Using the Cancer Data Aggregator (CDA) API

This document explains how Oncopacket interacts with the Cancer Data Aggregator (CDA) API to extract cancer research data and transform it into GA4GH Phenopackets.

Overview of CDA API Integration

Oncopacket utilizes the CDA Python library (cdapython) to access data from the NCI Cancer Research Data Commons. The CDA provides a unified API that aggregates data from multiple NCI data repositories, including:

Genomic Data Commons (GDC)
Proteomic Data Commons (PDC)
Imaging Data Commons (IDC)
Clinical Trial Data Commons (CTDC)

Accessing Specific Data Elements

Cancer Stage Information

While CDA's diagnoses.tumor_stage endpoint doesn't return data, Oncopacket directly accesses GDC API endpoints for cancer staging information:

diagnoses.ajcc_pathologic_stage
diagnoses.ajcc_clinical_stage
diagnoses.ann_arbor_pathologic_stage
diagnoses.ann_arbor_clinical_stage

These endpoints are constructed based on the GDC schema document: https://github.com/NCI-GDC/gdcdictionary/blob/develop/src/gdcdictionary/schemas/diagnosis.yaml

Vital Status Information

For vital status, Oncopacket uses the demographic.vital_status endpoint.

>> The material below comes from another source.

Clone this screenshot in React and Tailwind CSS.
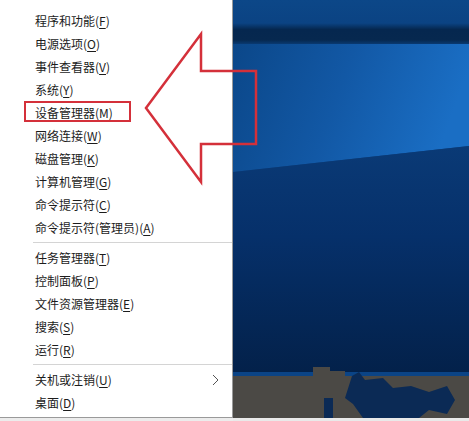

Data Transformation Process

Extract: Fetch data from CDA tables
Transform: Convert CDA data models to Oncopacket model classes
Map: Use ontology mappers to standardize terminology
Load: Populate GA4GH Phenopacket structures

The CDA factory classes in Oncopacket handle these transformation processes, creating a streamlined pipeline from CDA data to standardized phenopackets.

Updates and Changes

Note: This documentation reflects the CDA API implementation as of April 10, 2024. As the CDA API evolves, Oncopacket's interaction with it may change.